Moreover, we need only look to the work of the Taliban, the warring factions in Iraq and other such radical religious groups to see clearly the havoc that would flow from equating civil law to religious law. Whatever the words of the Bible mean, and they mean different things to different people, they are not sufficient reason to adopt a Constitutional amendment denying gays and lesbians the right to marry.

A fourth argument against gay marriage is that allowing gays and lesbians to marry will make many people who believe that marriage should only be between a man and a woman very uncomfortable. I don't doubt that that is so. Similar arguments were voiced against the Supreme Court's decision in Brown v. Board of Education, mandating desegregation of public schools and ruling that legally enforced segregation violated the Constitution's clause of "equal protection of the laws." Yes, many people were made very uncomfortable by the Brown decision; demonstrations were held, lawsuits filed, and churches and homes firebombed. But we survived our discomfort, and certainly the country and the world are better off because of that decision.

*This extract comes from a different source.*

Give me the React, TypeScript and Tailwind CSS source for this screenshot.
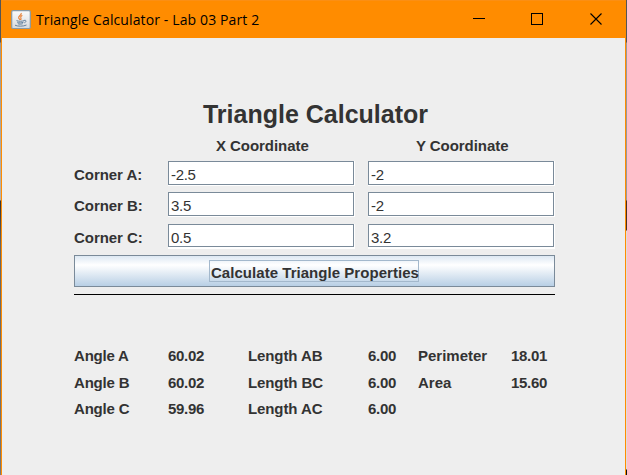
import React from "react";

function JavaIcon() {
  return (
    <svg width="20" height="20" viewBox="0 0 20 20" className="shrink-0">
      <defs>
        <linearGradient id="tile" x1="0" y1="0" x2="0" y2="1">
          <stop offset="0" stopColor="#fbfbfb" />
          <stop offset="1" stopColor="#d5d9dd" />
        </linearGradient>
      </defs>
      <rect x="0.7" y="0.7" width="18.600" height="17.800" rx="1.2" fill="url(#tile)" stroke="#8799a6" strokeWidth="1.2" />
      <path d="M10.200 3c.8 2.200-3 2.800-2.500 4.800.2.900 1.100 1.400 1.300 2.200M11.300 5.200c-1.200.7-2 1.500-1.500 2.500.4.700.4 1.400-.2 2.100" fill="none" stroke="#e8833a" strokeWidth="1.200" />
      <path d="M5.500 10.600c2 .9 5.600.9 7.600 0M6.200 12.200c1.600.9 4.400.9 6.300 0M6.800 13.700c1.500.6 3.500.6 5 0M13 10.400c2.800-.8 2.400 1.900.3 2.400M4 15.200c2.500 1.300 8.500 1.300 11.500-.2" fill="none" stroke="#64829f" strokeWidth="1" />
    </svg>
  );
}

function Field({ value, short }: { value: string; short?: boolean }) {
  return (
    <div className={`w-[187px] self-start border-r border-white ${short ? "border-b-2" : "border-b"}`}>
      <input
        readOnly
        value={value}
        className={`block w-full border border-[#7a8a99] bg-white px-[2px] pt-[3px] text-[15px] font-normal tracking-[-0.3px] text-[#333333] outline-none ${short ? "h-[23px]" : "h-6"}`}
      />
    </div>
  );
}

function CornerRow({ label, x, y, className, short }: { label: string; x: string; y: string; className: string; short?: boolean }) {
  return (
    <div className={`flex ${className}`}>
      <div className="w-[94px] pt-[5px] leading-[18px] tracking-[-0.05px]">{label}</div>
      <Field value={x} short={short} />
      <div className="w-[13px]" />
      <Field value={y} short={short} />
    </div>
  );
}

const results = [
  ["Angle A", "60.02", "Length AB", "6.00", "Perimeter", "18.01"],
  ["Angle B", "60.02", "Length BC", "6.00", "Area", "15.60"],
  ["Angle C", "59.96", "Length AC", "6.00", "", ""],
];

export default function App() {
  return (
    <div className="flex h-[475px] w-[627px] overflow-hidden bg-[#eeeeee]">
      <div className="w-px shrink-0 bg-[linear-gradient(#555_0px,#555_42px,#999_43px,#b5b5b5_200px,#333_201px,#666_245px,#777_100%)]" />
      <div className="flex w-[625px] shrink-0 flex-col border-x border-[#ff8c00]">
        <header className="flex h-[38px] shrink-0 items-center border-t border-[#fb8f14] bg-[#ff8c00] pl-[9px]">
          <JavaIcon />
          <div className="ml-[5px] w-[430px] whitespace-nowrap pt-px font-['Open_Sans','Noto_Sans',sans-serif] text-[14px] leading-5 tracking-[0.12px] text-black">
            Triangle Calculator - Lab 03 Part 2
          </div>
          <svg width="132" height="13" viewBox="0 0 132 13" fill="none" stroke="black" strokeWidth="1" className="ml-[7px] shrink-0">
            <path d="M0 5.500h12M58.500 0.500h11v11h-11z" shapeRendering="crispEdges" />
            <path d="M117.500 0.500l11 11M128.500 0.500l-11 11" strokeWidth="1.100" />
          </svg>
        </header>
        <main className="ml-[72px] w-[481px] pt-[61px] font-['Liberation_Sans',Arial,sans-serif] text-[15px] font-bold text-[#333333]">
          <h1 className="h-[38px] pl-[2px] text-center text-[25px] leading-[30px]">Triangle Calculator</h1>
          <div className="flex h-6 pl-[94px] leading-[18px] tracking-[-0.05px]">
            <div className="w-[200px] pl-[48px]">X Coordinate</div>
            <div className="pl-[48px]">Y Coordinate</div>
          </div>
          <CornerRow label="Corner A:" x="-2.5" y="-2" className="h-[31px]" />
          <CornerRow label="Corner B:" x="3.5" y="-2" className="h-8" />
          <CornerRow label="Corner C:" x="0.5" y="3.2" short className="h-[31px]" />
          <button className="flex h-8 w-full border border-[#7a8a99] bg-[linear-gradient(#dde8f3_0%,#ffffff_30%,#b8cfe5_100%)] pl-[134px] pt-[4px]">
            <span className="h-[22px] w-[210px] whitespace-nowrap border border-[#a3b8cc] pl-px text-left leading-[23px] tracking-[0.04px]">Calculate Triangle Properties</span>
          </button>
          <div className="mt-[7px] h-px bg-black" />
          <div className="mt-[52px] grid grid-cols-[94px_80px_120px_50px_93px_44px] leading-[18px]">
            {results.map((row, r) => (
              <React.Fragment key={r}>
                {row.map((text, c) => (
                  <div
                    key={c}
                    className={`whitespace-nowrap ${r === 0 ? "h-[27px]" : "h-[26px]"} ${c % 2 ? "tracking-[-0.3px]" : c === 0 ? "tracking-[-0.2px]" : c === 2 ? "tracking-[-0.1px]" : ""}`}
                  >
                    {text}
                  </div>
                ))}
              </React.Fragment>
            ))}
          </div>
        </main>
      </div>
      <div className="w-px shrink-0 bg-[linear-gradient(#555_0px,#555_42px,#999_43px,#999_200px,#4a3020_201px,#4a3020_230px,#ddd_231px,#ddd_469px,#111_470px)]" />
    </div>
  );
}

We know from our own lives that change is often painful. But it is often right and necessary. And when it is right, trying to stave it off by passing laws, such as the Jim Crow laws and other efforts to hold back the tide of equality and justice, inevitably fail and simply add to the pain.

These are difficult times. Our country and the world need to practice equality, not inequality, and inclusion, not exclusion. A constitutional ban on gay and lesbian marriage is the wrong policy at the wrong time.